Story lines that explore the business world not just as a place where the elite wield illegitimate power but as a dimension of life in which both business heroes and business villains experience suspense, intrigue, humor, heartache, triumph, and disappointment are a resource waiting to be tapped by Hollywood’s creative minds. Not so long ago, positive portrayals of African-American characters, much less positive images of gay or lesbian characters, were not to be found in mainstream popular culture. But more recently, we have seen how writers and producers can powerfully impact popular culture by thinking beyond narrow stereotypes.

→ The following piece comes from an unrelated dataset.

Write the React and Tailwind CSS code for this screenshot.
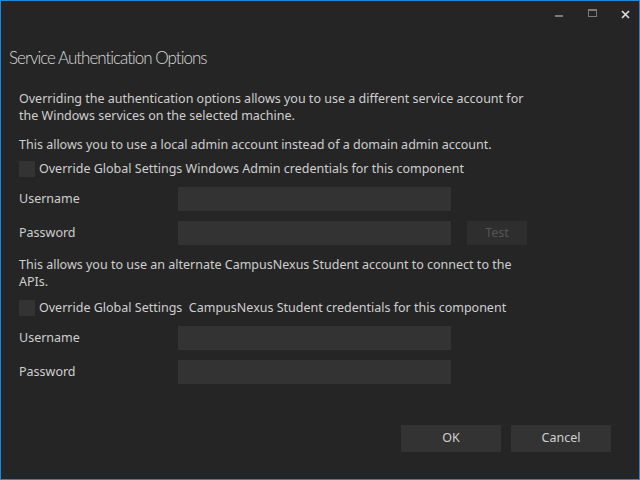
export default function App() {
  const field = 'h-6 w-[273px] bg-[#333333]';
  return (
    <div
      className="w-[640px] h-[480px] bg-[#252525] border border-[#1c8ad8] flex flex-col text-[#cfcfcf] text-[12.5px]"
      style={{ fontFamily: '"Noto Sans", "Open Sans", sans-serif' }}
    >
      {/* title bar */}
      <div className="flex justify-end items-start h-[30px] pr-[9px] pt-[8px] gap-[24px]">
        <svg width="9" height="10" viewBox="0 0 9 10">
          <rect x="0" y="6" width="8" height="2" fill="#7a7a7a" />
        </svg>
        <svg width="9" height="9" viewBox="0 0 9 9">
          <rect x="0.5" y="0.5" width="8" height="7" fill="none" stroke="#7a7a7a" />
          <rect x="0" y="0" width="9" height="2" fill="#7a7a7a" />
        </svg>
        <svg width="9" height="9" viewBox="0 0 9 9" className="mt-[1px]">
          <path d="M1 1 L8 8 M8 1 L1 8" stroke="#e0e0e0" strokeWidth="1.6" />
        </svg>
      </div>

      <h1
        className="pl-[8px] mt-[15px] text-[17px] tracking-[-1px] font-light text-[#d8d8d8] leading-[24px]"
        style={{ fontFamily: 'Lato, "Noto Sans", sans-serif' }}
      >
        Service Authentication Options
      </h1>

      <div className="pl-[18px] mt-[20px] flex flex-col">
        <p className="leading-[17px] w-[510px]">
          Overriding the authentication options allows you to use a different service account for the Windows services on the selected machine.
        </p>
        <p className="mt-[12px] leading-[17px]">This allows you to use a local admin account instead of a domain admin account.</p>

        <label className="mt-[8px] flex items-center gap-[4px] h-[16px]">
          <span className="w-4 h-4 bg-[#333333]" />
          <span>Override Global Settings Windows Admin credentials for this component</span>
        </label>

        <div className="mt-[10px] flex items-center">
          <span className="w-[159px]">Username</span>
          <div className={field} />
        </div>
        <div className="mt-[10px] flex items-center">
          <span className="w-[159px]">Password</span>
          <div className={field} />
          <button className="ml-4 w-[60px] h-6 bg-[#2e2e2e] text-[#555555]">Test</button>
        </div>

        <p className="mt-[11px] leading-[17px] w-[510px]">
          This allows you to use an alternate CampusNexus Student account to connect to the APIs.
        </p>

        <label className="mt-[10px] flex items-center gap-[4px] h-[16px]">
          <span className="w-4 h-4 bg-[#333333]" />
          <span>Override Global Settings&nbsp; CampusNexus Student credentials for this component</span>
        </label>

        <div className="mt-[10px] flex items-center">
          <span className="w-[159px]">Username</span>
          <div className={field} />
        </div>
        <div className="mt-[10px] flex items-center">
          <span className="w-[159px]">Password</span>
          <div className={field} />
        </div>
      </div>

      <div className="mt-auto mb-[27px] flex justify-end gap-[10px] pr-[28px]">
        <button className="w-[100px] h-[27px] bg-[#333333] text-[#d0d0d0]">OK</button>
        <button className="w-[100px] h-[27px] bg-[#333333] text-[#d0d0d0]">Cancel</button>
      </div>
    </div>
  );
}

 If writers and producers turn their creative talents to developing more interesting and multifaceted business characters, perhaps the business community can also break free of persistent and narrow popular images.
Yet, even if Hollywood scriptwriters never again develop a positive business character, consumers of popular culture have a role to play in the process of creating meaning. We can become less susceptible to negative images by cultivating a more critical eye—by cultivating a framework of resistance. Economics professors could present to their students an image of the market that is inhabited by real live human beings (complete with our many flaws and limitations) rather than the formal and lifeless world of modern economic theory.
More important, though, consumers of popular culture can play their part simply by taking notice of the ways in which the real life of commerce impacts their day-today existence. Are the business people you meet, on the whole, tyrannical power brokers? Or are they ordinary folks trying to gain your favor by preparing an exotic meal, replacing your car’s water pump, or solving a problem with your plumbing? We need to notice that even chains like Wal- Mart and Home Depot, much maligned for the competition they pose to smaller downtown shops, are extremely limited in their power. In fact, their power goes no further than the agency exercised by consumers. Once we put the power of business in perspective, we are on the way to building a framework of thought that will help us to be more savvy interpreters of our popular culture.
In so doing, perhaps we would open a door through which might emerge new cultural messages—messages that convey the power of enterprise not only to generate prosperity but to tap the human spirit.